Законно оформив документы, меня усадили в мягкий вагон. В Москву! Кроме майора и сержанта, знакомых мне, в сопровождающие дали второго майора; из откровенного разговора друзей я понял, что ездил-то он по личному делу, но командировку получил, как третий сопровождающий. Так я стал невольным пособником маленького служебного гешефта. Да и место в мягком вагоне мне купили только потому, что майоры не привыкли ездить на казенный счет в жестком. Я дорого стоил государству.
На площади Курского вокзала ждал вместительный черный ворон. Встречавший нас капитан – да, я оказался важной шишкой: какая свита! – широко распахнул дверь. Ворон был пуст. Откинув руку широким театральным жестом, наподобие испанского гранда, капитан воскликнул:
– А мы вас давно ждем. Войдите!
И я познакомился еще с одной камерой в Бутырках. Первая в моей жизни камера в 1929 году была всего-навсего подвалом во дворе Артемовского ГПУ. Там я застал с десяток арестованных уголовников. В нарах ютились миллионы клопов, и борьба с ними скрашивала тюремную скуку: ты трудился. Во внутренней тюрьме Харьковского ГПУ, куда меня доставили из Артемовска, тишина не входила в состав средств психического воздействия. Мы разговаривали, спорили и писали. Но в 1950 году утвердился уже новый порядок. В камерах Краснодара мы говорили шёпотом.
В Москве, после галантной встречи у Курского вокзала, меня привезли на площадь Дзержинского. Там ты сразу попадаешь в священную храмовую тишину. В камере, кроме слабого щелканья дверного глазка, не слышно ни звука. Чей-то зрачок впивается в тебя, потом глазок закрывается.
В Бутырках тишина доведена до совершенства. В коридорах – половики, на ногах надзирателей – валенки. Надзиратель подбирается к двери неслышно, глазок открывается беззвучно: все, чтобы поймать тебя – не подходишь ли к окну, не нарушаешь ли других запретов.
Сидишь ли в камере один или с другими (собутырники – есть такой термин), ты все время прислушиваешься. Что придет сейчас из-за тяжелой немой двери? Часы отняли.
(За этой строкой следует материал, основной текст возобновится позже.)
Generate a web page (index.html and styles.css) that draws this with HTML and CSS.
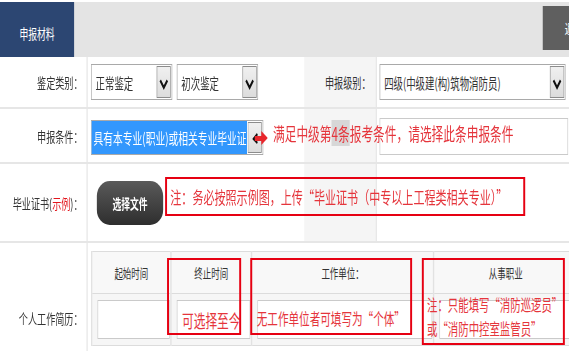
FILE: index.html
```html
<!DOCTYPE html>
<html lang="zh-CN">
<head>
    <meta charset="UTF-8">
    <meta name="viewport" content="width=device-width, initial-scale=1.0">
    <title>申报材料</title>
    <link rel="stylesheet" href="styles.css">
</head>
<body>
    <div class="page">
        <div class="top-bar">
            <div class="tab">申报材料</div>
            <div class="back-btn">返回</div>
        </div>

        <!-- 鉴定类别 / 申报级别 -->
        <div class="form-row row-type">
            <div class="label">鉴定类别：</div>
            <div class="field">
                <div class="select sel-short">
                    <span class="sel-text">正常鉴定</span>
                    <span class="sel-arrow"><svg viewBox="0 0 22 34" width="22" height="34"><polyline points="5,13 11,21 17,13" fill="none" stroke="#111" stroke-width="3"/></svg></span>
                </div>
                <div class="select sel-short">
                    <span class="sel-text">初次鉴定</span>
                    <span class="sel-arrow"><svg viewBox="0 0 22 34" width="22" height="34"><polyline points="5,13 11,21 17,13" fill="none" stroke="#111" stroke-width="3"/></svg></span>
                </div>
            </div>
            <div class="label label-alt">申报级别：</div>
            <div class="field field-right">
                <div class="select sel-long">
                    <span class="sel-text">四级(中级建(构)筑物消防员)</span>
                    <span class="sel-arrow"><svg viewBox="0 0 22 34" width="22" height="34"><polyline points="5,13 11,21 17,13" fill="none" stroke="#111" stroke-width="3"/></svg></span>
                </div>
            </div>
        </div>

        <!-- 申报条件 -->
        <div class="form-row row-cond">
            <div class="label">申报条件：</div>
            <div class="field">
                <div class="select sel-cond">
                    <span class="sel-text sel-active">具有本专业(职业)或相关专业毕业证</span>
                    <span class="sel-arrow"></span>
                </div>
            </div>
            <div class="label label-alt"></div>
            <div class="field field-right">
                <div class="text-input wide-input"></div>
            </div>

            <svg class="point-arrow" viewBox="0 0 24 14" width="24" height="14">
                <polyline points="8,3 2,8 8,12" fill="none" stroke="#111" stroke-width="2.4"/>
                <rect x="4" y="5" width="12" height="5" fill="#e8262c"/>
                <polygon points="14,0 24,7 14,14" fill="#e8262c"/>
            </svg>
            <div class="note">满足中级第<span class="hl">4条</span>报考条件，请选择此条申报条件</div>
        </div>

        <!-- 毕业证书 -->
        <div class="form-row row-file">
            <div class="label">毕业证书(<span class="red">示例</span>)：</div>
            <div class="field">
                <div class="file-btn">选择文件</div>
            </div>
            <div class="label label-alt"></div>
            <div class="field field-right"></div>

            <div class="mark mark-file">注：务必按照示例图，上传“毕业证书（中专以上工程类相关专业）”</div>
        </div>

        <!-- 个人工作简历 -->
        <div class="form-row row-resume">
            <div class="label label-top">个人工作简历：</div>
            <div class="resume">
                <div class="resume-wrap">
                    <table class="resume-table">
                        <tr>
                            <th class="c1">起始时间</th>
                            <th class="c2">终止时间</th>
                            <th class="c3">工作单位：</th>
                            <th class="c4">从事职业</th>
                        </tr>
                        <tr>
                            <td><div class="text-input"></div></td>
                            <td><div class="text-input hint">可选择至今</div></td>
                            <td><div class="text-input"></div></td>
                            <td><div class="text-input"></div></td>
                        </tr>
                    </table>

                    <div class="mark mark-end"></div>
                    <div class="mark mark-unit"><span>无工作单位者可填写为“个体”</span></div>
                    <div class="mark mark-job"><span>注：只能填写“消防巡逻员”</span><span>或“消防中控室监管员”</span></div>
                </div>
                <div class="pager">
                    <span class="pg-btn"></span>
                    <span class="pg-btn pg-wide"></span>
                </div>
            </div>
        </div>
    </div>
</body>
</html>
```

FILE: styles.css
```css
html, body {
    margin: 0;
    padding: 0;
    overflow: hidden;
    background-color: #fff;
}

body {
    font-family: "Noto Sans CJK SC", "Microsoft YaHei", sans-serif;
    color: #333;
    font-size: 14px;
}

/* 截图横向被压缩，整体按比例缩放 */
.page {
    width: 876px;
    transform: scaleX(0.65);
    transform-origin: 0 0;
}

.top-bar {
    display: flex;
    height: 55px;
    margin-top: 2px;
    background-color: #e4e4e4;
}

.tab {
    width: 114px;
    display: flex;
    align-items: center;
    justify-content: center;
    padding-top: 7px;
    box-sizing: border-box;
    background-color: #2c4672;
    color: #fff;
    font-size: 13.5px;
}

.back-btn {
    margin-left: auto;
    margin-top: 4px;
    width: 41px;
    height: 44px;
    box-sizing: border-box;
    padding: 12px 0 0 34px;
    background-color: #5f5f5f;
    color: #fff;
    white-space: nowrap;
    overflow: hidden;
}

.form-row {
    display: grid;
    grid-template-columns: 135px 333px 112px 296px;
    border-bottom: 2px solid #e6e6e6;
    position: relative;
}

.row-type { height: 50px; }
.row-cond { height: 53px; }
.row-file { height: 77px; }

.label {
    display: flex;
    align-items: center;
    justify-content: flex-end;
    padding-right: 6px;
    border-right: 2px solid #e8e8e8;
    white-space: nowrap;
}

.label-alt {
    background-color: #f5f5f5;
    padding-right: 8px;
}

.red {
    color: #e3161d;
}

.field {
    display: flex;
    align-items: center;
    gap: 7px;
    padding-left: 5px;
}

.field-right {
    padding-left: 4px;
}

.select {
    display: flex;
    height: 36px;
    box-sizing: border-box;
    border: 1px solid #a9a9a9;
    background-color: #fff;
}

.sel-short { width: 125px; }
.sel-long { width: 286px; }

.sel-cond {
    width: 265px;
    height: 35px;
    margin-top: 4px;
}

.sel-text {
    flex: 1;
    display: flex;
    align-items: center;
    padding-left: 6px;
    white-space: nowrap;
    overflow: hidden;
    font-size: 14.5px;
}

.sel-active {
    background-color: #3297fd;
    color: #fff;
    font-size: 15px;
    padding-left: 3px;
}

.sel-arrow {
    width: 22px;
    margin: 1px;
    box-sizing: border-box;
    border: 1px solid #8c8c8c;
    background: linear-gradient(#f0f0f0, #dcdcdc);
    display: flex;
}

.text-input {
    height: 39px;
    box-sizing: border-box;
    border: 1px solid #cacaca;
    background-color: #fff;
}

.wide-input {
    width: 290px;
    height: 37px;
    margin-top: 2px;
}

.point-arrow {
    position: absolute;
    left: 388px;
    top: 22px;
}

.note {
    position: absolute;
    left: 420px;
    top: 12px;
    line-height: 24px;
    font-size: 18px;
    color: #e5353c;
    white-space: nowrap;
}

.hl {
    background-color: rgba(0, 0, 0, 0.12);
}

.file-btn {
    margin-left: 9px;
    width: 102px;
    height: 44px;
    display: flex;
    align-items: center;
    justify-content: center;
    border-radius: 20px / 15px;
    background: linear-gradient(#5a5a5a, #2e2e2e);
    color: #fff;
    font-weight: bold;
    font-size: 13.5px;
}

/* 红框标注 */
.mark {
    position: absolute;
    box-sizing: border-box;
    border-style: solid;
    border-color: #e60012;
    border-width: 2px 3px;
    color: #e5353c;
    white-space: nowrap;
}

.mark-file {
    left: 254px;
    top: 13px;
    width: 554px;
    height: 39px;
    display: flex;
    align-items: center;
    padding-left: 5px;
    font-size: 17px;
}

.row-resume {
    grid-template-columns: 135px 741px;
    border-bottom: none;
    height: 120px;
}

.label-top {
    align-items: flex-start;
    padding-top: 65px;
    line-height: 20px;
}

.resume {
    padding: 8px 0 0 5px;
}

.resume-wrap {
    position: relative;
    width: 732px;
}

.resume-table {
    width: 732px;
    border-collapse: collapse;
    table-layout: fixed;
    background-color: #f6f6f6;
}

.resume-table th,
.resume-table td {
    border-top: 1px solid #dcdcdc;
    border-bottom: 1px solid #dcdcdc;
    border-left: 2px solid #e2e2e2;
    border-right: 2px solid #e2e2e2;
}

.resume-table th {
    height: 39px;
    font-weight: normal;
    font-size: 13px;
    background-color: #f8f8f8;
}

.resume-table td {
    height: 51px;
    padding: 0 1px 0 8px;
}

.c1 { width: 118px; }
.c2 { width: 120px; }
.c3 { width: 276px; }
.c4 { width: 218px; }

.hint {
    display: flex;
    align-items: center;
    padding-left: 7px;
    font-size: 18px;
    color: #e5353c;
}

.mark-end {
    left: 117px;
    top: 7px;
    width: 114px;
    height: 77px;
}

.mark-unit {
    left: 245px;
    top: 7px;
    width: 249px;
    height: 77px;
    display: flex;
    align-items: flex-end;
    padding: 0 0 4px 7px;
    font-size: 16.3px;
    line-height: 22px;
}

.mark-job {
    left: 509px;
    top: 7px;
    width: 220px;
    height: 87px;
    display: flex;
    flex-direction: column;
    justify-content: flex-end;
    padding: 0 0 3px 5px;
    font-size: 16px;
    line-height: 24px;
}

.pager {
    display: flex;
    gap: 19px;
    margin: 9px 0 0 303px;
}

.pg-btn {
    width: 23px;
    height: 10px;
    background-color: #2a2a2a;
}

.pg-wide {
    width: 26px;
}
```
Время угадывается по звяканью посуды в коридоре – готовят алюминиевые миски для еды.
Щелканье двери и лязг замка у соседей справа или слева может означать разное, но по тончайшим оттенкам ты научишься угадывать, куда их повели: на прогулку, или к следователю, или на шмон.
Звуки занимают ничтожнейшую часть суток, но все твое время, все внимание твое, все нервные силы отданы ожиданию звука. Каждую минуту может случиться что-нибудь непредвиденное и обычно плохое.
Надзиратель ходит кошачьими шагами. Глазок бесшумный. Тишина. Уронишь ложку на пол, надзиратель взволнуется, откроет форточку в камерной двери и строгим шёпотом спросит: "Почему шумите?"
Тишина. Слушать тюремную тишину – хорошая закалка. Не будешь бояться неожиданностей. Или, по крайней мере, научишься их постоянно ожидать.
34. Мой собутырник
Прежде, чем быть принятым в резиденции следователя, ты подвергаешься очищению: стрижка наголо, баня и операция с перочинным ножом. Новички признавались, что чуть не падали в обморок, когда их вводили в пустынную комнату, где сидел некто в синем халате и точил на оселке нож. Им мерещились всякие ужасы. А вдруг отхватят какой-нибудь нужный орган в знак того, что он более не нужен?
Между тем, операция невинная – отхватывают только пуговицы. Одновременно у тебя отбирают все шнурки и ремешки, и в течение длительного путешествия по коридорам ты вынужден придерживать брюки руками. Затем идет так называемый личный обыск, значительно улучшенный по сравнению с прошлым. Найдено прежде упущенное место, где подследственный может прятать крамолу.
Тебе велят раздеться, расставить ноги и нагнуться, а обыскивающий заглядывает тебе в задний проход. Теперь становится понятным, почему обыск называют личным. При каждом серьезном шмоне снова и снова обыскивают твою личность, заставляя нагнуться.
Наконец, обысканный, опустошенный, вымытый, остриженный и весь расстегнутый, ты входишь к следователю.
– Ну, арестованный, сообщите о своей антисоветской деятельности.
Огорошенный этим требованием, растерянно соображаешь: что такого антисоветского мог ты совершить? Но следователь знает. Он предлагает тебе сесть (вопрос номер один был задан с порога) и рассказать свою жизнь по порядку. Кое-что он уточняет, кое-что пропускает мимо ушей. Протокола он еще не пишет. Я говорю сейчас не о физической, а о психологической стороне дела, о способах плетения следственной паутины.